“Öldükten sonra bizi ne bekliyor? Bu bilinmezlikte bizim de bir rolümüz olacak mı?” soruları ile DÜZENE MÜDAHELE EDEMEZSİN! “Bir insan ölümle burun buruna geldiğinde hayatta kalabilmek için sınırları ne kadar zorlayabilir?” soruları ile GÖZDEN ÇIKARILMIŞ ve SİS VE ELEKTRİK! “Uyku ve gerçeklik birbiriyle ne kadar bağlantılı? Birini kaybedersek ötekini koruyabilir miyiz?” soruları ile UYKUDAN ÖNCE! “Zaman nedir? Ve zaman herkes için aynı mı geçer?” soruları ile İÇGÜDÜ! “İntihar diye bir şey var mıdır yoksa intihar dediğimiz insanın içindeki bir kişiliğin bir başka kişiliğini öldürdüğü bir cinayet midir?” soruları ile SON HİKÂYE!
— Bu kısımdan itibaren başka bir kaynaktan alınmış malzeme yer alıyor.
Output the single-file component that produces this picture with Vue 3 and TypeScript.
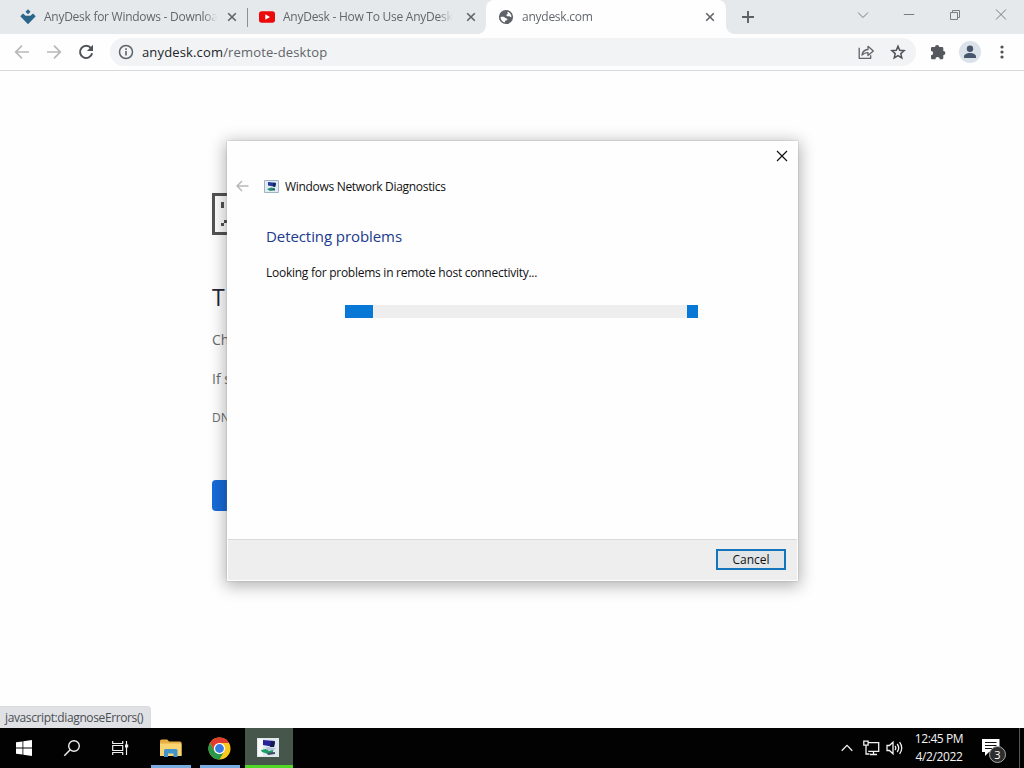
<script setup lang="ts">
interface Tab { title: string; icon: 'anydesk' | 'youtube' | 'globe'; active?: boolean }
const tabs: Tab[] = [
  { title: 'AnyDesk for Windows - Downloa', icon: 'anydesk' },
  { title: 'AnyDesk - How To Use AnyDesk', icon: 'youtube' },
  { title: 'anydesk.com', icon: 'globe', active: true },
]
const details = ['Checking the connection', 'If spelling is correct, try', 'DNS_PROBE']
</script>

<template>
  <div class="desktop">
    <header class="tabstrip">
      <div v-for="t in tabs" :key="t.icon" class="tab" :class="[t.icon, { active: t.active }]">
        <svg v-if="t.icon === 'anydesk'" class="fav" width="16" height="16" viewBox="0 0 16 16">
          <path d="M8 .2l2.500 2.500L8 5.200 5.500 2.700z" fill="#29668a" />
          <path d="M.3 7.300L3 4.600l2.600 2.100h4.800L13 4.600l2.700 2.700L8 15.300z" fill="#29668a" />
        </svg>
        <svg v-else-if="t.icon === 'youtube'" class="fav" width="16" height="16" viewBox="0 0 16 16">
          <rect y="2.300" width="16" height="11.400" rx="2.700" fill="#ed0909" /><path d="M6.300 5.300v5.400L11 8z" fill="#fff" />
        </svg>
        <svg v-else class="fav" width="16" height="16" viewBox="0 0 16 16">
          <circle cx="8" cy="8" r="7.100" fill="#5f6368" />
          <path d="M2.600 8c1.800-.2 3.500-.5 4.500.8s2 .3 2.300 1.400-1.800.6-2.200 1.900-.3 1-.5 1.400C4 12.700 2.300 10.500 2.600 8zM9.400 2.700c2.800.8 4.200 2.900 4 5.300-1.300.3-1.500-1-2.900-.7-1.300.2-2.200-.3-2-1.500.2-.9 1.600-.4 1.200-1.500-.2-.7-.4-.8-.3-1.600z" fill="#fff" />
        </svg>
        <span class="title">{{ t.title }}</span>
        <svg class="tabx" width="10" height="10" viewBox="0 0 10 10"><path d="M1.200 1.200l7.600 7.600M8.800 1.200L1.200 8.800" stroke="#5f6368" stroke-width="1.600" /></svg>
      </div>
      <svg class="plus" width="14" height="14" viewBox="0 0 14 14"><path d="M7 1v12M1 7h12" stroke="#5c6065" stroke-width="1.900" /></svg>
      <div class="winbuttons">
        <svg width="12" height="12" viewBox="0 0 12 12"><path d="M1 3.500l5 5 5-5" /></svg>
        <svg width="12" height="12" viewBox="0 0 12 12"><path d="M.8 5.500h10.400" /></svg>
        <svg width="12" height="12" viewBox="0 0 12 12"><path d="M1.500 3.500h7v7h-7zM3.500 3.500v-2h7v7h-2" /></svg>
        <svg width="12" height="12" viewBox="0 0 12 12"><path d="M1 .5l10 10M11 .5L1 10.500" /></svg>
      </div>
    </header>

    <nav class="toolbar">
      <svg class="back" width="16" height="16" viewBox="0 0 16 16"><path d="M15 8H2M8 1.700L1.700 8 8 14.300" fill="none" stroke="#b7b8ba" stroke-width="1.700" /></svg>
      <svg class="fwd" width="16" height="16" viewBox="0 0 16 16"><path d="M1 8h13M8 1.700L14.300 8 8 14.300" fill="none" stroke="#b7b8ba" stroke-width="1.700" /></svg>
      <svg class="reload" width="16" height="16" viewBox="0 0 16 16"><path d="M13 4.200A6.100 6.100 0 1 0 14.100 9.200" fill="none" stroke="#505357" stroke-width="2" /><path d="M15 .8v6.100H8.900z" fill="#505357" /></svg>
      <div class="omnibox">
        <svg width="16" height="16" viewBox="0 0 16 16"><circle cx="8" cy="8" r="6.500" fill="none" stroke="#5f6368" stroke-width="1.500" /><path d="M8 7v4.500M8 4.300v1.600" stroke="#5f6368" stroke-width="1.600" /></svg>
        <span class="url"><b>anydesk.com</b>/remote-desktop</span>
        <svg class="share" width="17" height="16" viewBox="0 0 17 16"><path d="M1.200 3.800v10.500h11.500v-3.100M4 11c.4-3.300 2.700-5.300 6-5.500V2.300L15.300 7 10 11.500V8.700C7.500 8.600 5.600 9.400 4 11z" fill="none" stroke="#606368" stroke-width="1.300" stroke-linejoin="round" /></svg>
        <svg class="star" width="16" height="16" viewBox="0 0 16 16"><path d="M8 2.200l1.700 4.100 4.400.4-3.300 2.900 1 4.300L8 11.600l-3.800 2.300 1-4.300-3.300-2.900 4.400-.4z" fill="none" stroke="#505357" stroke-width="1.500" /></svg>
      </div>
      <svg class="puzzle" width="16" height="16" viewBox="0 0 16 16"><path d="M1 4.300Q1 3 2.300 3H5A2.100 2.100 0 0 1 9.200 3H12q1.300 0 1.300 1.300V7A2.100 2.100 0 0 1 13.300 11.200V14q0 1.300-1.300 1.300H9.800A2.200 2.200 0 0 0 5.400 15.300H2.300Q1 15.300 1 14V11.300A2.100 2.100 0 0 0 1 7z" fill="#55585c" /></svg>
      <span class="avatar"><svg width="14" height="14" viewBox="0 0 14 14"><circle cx="7" cy="3.700" r="3.200" fill="#47566a" /><path d="M1 13v-1.500c0-2.200 3-3.500 6-3.500s6 1.300 6 3.500V13z" fill="#47566a" /></svg></span>
      <svg class="dots" width="4" height="16" viewBox="0 0 4 16"><g fill="#4e5155"><circle cx="2" cy="3" r="1.600" /><circle cx="2" cy="8" r="1.600" /><circle cx="2" cy="13" r="1.600" /></g></svg>
    </nav>

    <main class="page">
      <div class="errorpage">
        <svg class="sad" width="42" height="42" viewBox="0 0 42 42"><path d="M1.500 1.500h39v39h-39z" fill="none" stroke="#535353" stroke-width="3" /><path d="M9 9h3v6H9zM9 30h3v3H9zM12 27h9v3h-9z" fill="#535353" /></svg>
        <h1>This site can't be reached</h1>
        <p v-for="d in details" :key="d">{{ d }}</p>
        <div class="bluebtn"></div>
      </div>
      <div class="status">javascript:diagnoseErrors()</div>
    </main>

    <footer class="taskbar">
      <div class="task"><svg width="16" height="16" viewBox="0 0 16 16"><path d="M0 2.300l6.500-.9v6.100H0zM7.300 1.300L16 0v7.500H7.300zM0 8.400h6.500v6.200L0 13.700zM7.300 8.400H16V16l-8.700-1.300z" fill="#fff" /></svg></div>
      <div class="task"><svg width="18" height="18" viewBox="0 0 18 18"><circle cx="11" cy="7" r="5.300" fill="none" stroke="#eee" stroke-width="1.400" /><path d="M7.200 10.800L1.300 16.700" stroke="#eee" stroke-width="1.500" /></svg></div>
      <div class="task"><svg width="17" height="16" viewBox="0 0 17 16"><path d="M.7 1v2.500h10V1M.7 15v-2.500h10V15M.7 5.500h10v5H.7zM14.500 1v14" fill="none" stroke="#eee" stroke-width="1.200" /><path d="M13 4.500h3.200v3H13z" fill="#eee" /></svg></div>
      <div class="task open"><svg width="22" height="18" viewBox="0 0 22 18"><path d="M0 2q0-1.500 1.500-1.500h5.800l1.800 2H20q1.500 0 1.500 1.500v13H0z" fill="#e7ae43" /><path d="M0 4.500h21.500V17H0z" fill="#fbd472" /><path d="M4 18v-6.500q0-1.500 1.500-1.500H16q1.500 0 1.500 1.500V18h-4v-3.500H8V18z" fill="#4394cd" /></svg></div>
      <div class="task open chrome"><svg width="23" height="23" viewBox="0 0 24 24"><circle cx="12" cy="12" r="11.500" fill="#fbc91c" /><path d="M2.040 6.250A11.500 11.500 0 0 1 21.960 6.250H12A5.750 5.750 0 0 0 7 14.870z" fill="#e33b30" /><path d="M2.040 6.250A11.500 11.500 0 0 0 12 23.500l5-8.620A5.750 5.750 0 0 1 7 14.870z" fill="#27974b" /><circle cx="12" cy="12" r="5.800" fill="#fff" /><circle cx="12" cy="12" r="4.600" fill="#3779e5" /></svg></div>
      <div class="task open current">
        <svg width="22" height="19" viewBox="0 0 22 19"><path d="M0 0h22v19H0z" fill="#dfe9ed" /><path d="M1 1h5v17H1z" fill="#f5faf9" /><path d="M6 2l12 1-1 6-11-2z" fill="#28239b" /><path d="M14 3l4 1-1 5h-4z" fill="#151c4c" /><path d="M9 9l10 1-3 3-6-1z" fill="#b5c3dc" /><path d="M4 12l5-1 3 2 4-1v3l-5 1-6-2z" fill="#1d9c66" /><path d="M10 15l8-1v2l-7 1z" fill="#414b63" /></svg>
      </div>
      <div class="tray">
        <svg class="chev" width="12" height="8" viewBox="0 0 12 8"><path d="M.7 6.700L6 1.400l5.300 5.300" stroke-width="1.500" /></svg>
        <svg class="net" width="17" height="16" viewBox="0 0 17 16"><path d="M5.200 2.700h10.500v8.600H5.200M10.500 11.300v3M7 14.500h7M.8 1.200h4.300v4H.8zM3 5.200V14h3.500" /></svg>
        <svg class="vol" width="18" height="16" viewBox="0 0 18 16"><path d="M1 5.500h2.400L7 2.200v11.600l-3.600-3.300H1zM9 6q1.600 2 0 4M11.200 4q3 4 0 8M13.600 2.200q4.300 5.800 0 11.600" /></svg>
        <div class="clock"><span>12:45 PM</span><span>4/2/2022</span></div>
        <div class="notif">
          <svg width="18" height="17" viewBox="0 0 18 17"><path d="M0 0h17.500v13H7l-4 4v-4H0z" fill="#fff" /><path d="M3 3.500h11.500M3 6.500h11.500M3 9.500h7" stroke="#111" /></svg>
          <span class="count">3</span>
        </div>
        <i class="peek"></i>
      </div>
    </footer>

    <section class="dialog">
      <div class="closebar"><svg width="12" height="12" viewBox="0 0 12 12"><path d="M1 1l10 10M11 1L1 11" stroke="#111" stroke-width="1.150" /></svg></div>
      <div class="dhead">
        <svg width="13" height="12" viewBox="0 0 13 12"><path d="M12.500 6H1.500M6 1L1 6l5 5" fill="none" stroke="#b8b8b8" stroke-width="1.500" /></svg>
        <svg class="dicon" width="15" height="13" viewBox="0 0 15 13"><path d="M.5.500h14v12H.5z" fill="#e2edf3" stroke="#a4b2c8" /><path d="M4 2l8 .7-.7 4L4 5.600z" fill="#253b9b" /><path d="M9 3l3 .3-1 3.700-2-.5z" fill="#12265c" /><path d="M3 9l4-1.500 4 .7v2L6 11z" fill="#288e72" /><path d="M7 9.500l4-.7v1.700z" fill="#35546d" /></svg>
        <span class="dtitle">Windows Network Diagnostics</span>
      </div>
      <div class="dbody">
        <h2>Detecting problems</h2>
        <div class="msg">Looking for problems in remote host connectivity...</div>
        <div class="progress"><i></i><i></i></div>
      </div>
      <div class="dfoot"><button>Cancel</button></div>
    </section>
  </div>
</template>

<style>
body { margin: 0; overflow: hidden; background: #fff; }
</style>
<style scoped>
* { box-sizing: border-box; }
.desktop { position: relative; width: 1024px; height: 768px; overflow: hidden; display: flex; flex-direction: column; background: #fefefe; font-family: "Open Sans", "Noto Sans", sans-serif; font-size: 12px; color: #111; }
svg { display: block; flex: none; }
.tabstrip { height: 34px; display: flex; background: #e5e9ec; flex: none; }
.tab { display: flex; align-items: center; height: 34px; width: 239px; padding: 0 11px 0 11px; flex: none; position: relative; color: #63676c; }
.tab.anydesk { width: 248px; padding-left: 20px; border-right: 1px solid transparent; }
.tab.anydesk::after { content: ""; position: absolute; right: -1px; top: 8px; width: 1px; height: 19px; background: #8c9094; }
.tab.active { background: #fefefe; border-radius: 8px 8px 0 0; width: 240px; margin-left: -1px; padding-left: 12px; }
.tab.active::before, .tab.active::after { content: ""; position: absolute; bottom: 0; width: 8px; height: 8px; }
.tab.active::before { left: -8px; background: radial-gradient(circle at 0 0, transparent 7.5px, #fefefe 8px); }
.tab.active::after { right: -8px; background: radial-gradient(circle at 100% 0, transparent 7.5px, #fefefe 8px); }
.title { width: 175px; margin-left: 8px; overflow: hidden; white-space: nowrap; line-height: 18px; letter-spacing: -.27px; -webkit-mask-image: linear-gradient(90deg, #000 91%, transparent 99%); }
.youtube .title { width: 171px; letter-spacing: -.26px; }
.active .title { width: 180px; letter-spacing: -.25px; }
.tabx { margin-left: auto; }
.anydesk .tabx { margin-right: -1px; }
.plus { margin: 10px 0 0 15px; }
.winbuttons { margin-left: auto; display: flex; gap: 34px; padding: 9px 17px 0 0; }
.winbuttons path { fill: none; stroke: #797d82; stroke-width: 1; }
.toolbar { height: 37px; flex: none; display: flex; align-items: center; padding: 0 20px 1px 14px; border-bottom: 1px solid #d9dadb; background: #fefefe; }
.fwd, .reload { margin-left: 16px; }
.omnibox { margin-left: 16px; width: 806px; height: 28px; border-radius: 14px; background: #f1f3f4; display: flex; align-items: center; padding: 0 10px 0 8px; }
.url { margin-left: 8px; font-size: 13px; color: #61656a; letter-spacing: .15px; line-height: 20px; }
.url b { font-weight: 400; color: #222529; }
.share { margin-left: auto; }
.star { margin-left: 15px; }
.puzzle { margin-left: 14px; }
.avatar { width: 22px; height: 22px; border-radius: 50%; background: #dce2ea; margin-left: 13px; display: flex; align-items: center; justify-content: center; }
.dots { margin-left: auto; }
.page { flex: 1; position: relative; overflow: hidden; }
.errorpage { padding: 122px 0 0 212px; color: #6b6b6b; }
h1 { margin: 47px 0 0; font-size: 23px; line-height: 31px; font-weight: 500; color: #252536; letter-spacing: 2.500px; }
h1 + p { margin-top: 7px; }
p { margin: 0; font-size: 14px; line-height: 39px; }
p:nth-of-type(3) { font-size: 12px; line-height: 39px; }
.bluebtn { width: 70px; height: 31px; margin-top: 43px; background: #176bd9; border-radius: 4px; }
.status { position: absolute; left: 0; bottom: 0; width: 151px; height: 22px; padding: 2px 0 0 5px; background: #dfe1e5; border-top: 1px solid #d9dbde; border-right: 1px solid #d9dbde; border-radius: 0 4px 0 0; color: #4a4e53; line-height: 18px; white-space: nowrap; letter-spacing: -.38px; }
.taskbar { height: 40px; flex: none; display: flex; background: #020202; }
.task { width: 48px; display: flex; align-items: center; justify-content: center; }
.task.open { width: 40px; margin: 0 2px 0 7px; border-bottom: 3px solid #78abdf; }
.task.open:not(.current) svg { margin-top: 3px; }
.task.chrome svg { margin-right: 1px; }
.task.current { width: 48px; margin-left: 3px; background: #46564a; border-bottom-color: #50d728; }
.task.current svg { margin-right: 2px; margin-top: 1px; }
.tray { margin-left: auto; display: flex; align-items: center; height: 40px; }
.tray > svg path { fill: none; stroke: #f2f2f2; stroke-width: 1.300; }
.chev { margin-right: 1px; }
.net { margin-left: 9px; }
.vol { margin-left: 6px; }
.clock { width: 58px; margin-left: 6px; display: flex; flex-direction: column; align-items: center; color: #f4f4f4; line-height: 18px; margin-top: -1px; white-space: nowrap; letter-spacing: -.4px; }
.notif { position: relative; width: 23px; height: 23px; margin-left: 14px; margin-top: 2px; padding-top: 1px; }
.count { position: absolute; left: 7px; top: 8px; width: 17px; height: 17px; border: 1px solid #a9a9a9; border-radius: 50%; background: #2d2d2d; color: #fff; font-size: 11px; line-height: 15px; text-align: center; }
.peek { width: 1px; height: 40px; background: #595959; margin: 0 4px 0 14px; }
.dialog { position: absolute; left: 227px; top: 141px; width: 571px; height: 440px; background: #fefefe; display: flex; flex-direction: column; box-shadow: 0 0 1px #888, 0 3px 15px 2px rgba(0,0,0,.3); }
.closebar { height: 30px; display: flex; justify-content: flex-end; align-items: center; padding-right: 10px; }
.dhead { height: 30px; display: flex; align-items: center; padding-left: 9px; }
.dicon { margin-left: 15px; }
.dtitle { margin: 1px 0 0 6px; letter-spacing: -.31px; }
.dbody { flex: 1; padding: 23px 0 0 39px; }
h2 { margin: 0; font-size: 15px; line-height: 25px; font-weight: 400; color: #203a8d; letter-spacing: -.08px; }
.msg { margin-top: 15px; line-height: 18px; letter-spacing: -.26px; }
.progress { width: 353px; height: 13px; margin: 23px 0 0 79px; background: #eee; display: flex; justify-content: space-between; }
.progress i { width: 28px; background: #0778d5; }
.progress i:last-child { width: 11px; }
.dfoot { height: 41px; margin: 0 1px 1px; border-top: 1px solid #dadada; background: #eee; display: flex; justify-content: flex-end; padding: 9px 11px 0; }
button { width: 70px; height: 21px; border: 2px solid #1475bd; background: #e2e5e8; font: inherit; color: #111; padding: 0; line-height: 17px; }
</style>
“İstanbul’da bir plazada çalışan bir beyaz yakalı bir gün hayatındaki her şeyin ne kadar rutine bindiğini fark eder ve bir oyun oynama kararı alır: çevresindeki gerçekten içten bir şekilde gülümseyen suratları saymak. Kendisi gibi hatırı sayılır bir miktar para kazanan, rezidanslarda yaşayan, belirli bir statü sahibi herkes mutsuzdur. Her gün sadece bir tane gerçekten gülümseyen surat görür: çalıştığı plazanın önünde sokak müziği yapmakta olan ve her sabah geçerken bozuk para attığı yaşlı ve evsiz, berduş adam. Kendisi gibi statü ve maddiyat sahibi insanlar gülümsemiyorken böylesi bir insanın hepsinden daha mutlu olduğunu görmesiyle bu işte bir terslik olduğunu fark eder ve sahip olduğu her şeyi ve herkesi arkasında bırakarak gördüğü evsiz sokak müzisyeniyle bir yolculuğa çıkar, yeni bir maceraya atılır.” Her biri hayatımızdaki bir başka önemli temayı sorgulatan kısa hikayelerle birlikte GÜLÜMSEYEN SURATLAR bir arayışın, bir sorgulamanın, yavaş yavaş filizlenen bir takıntının hikâyesi.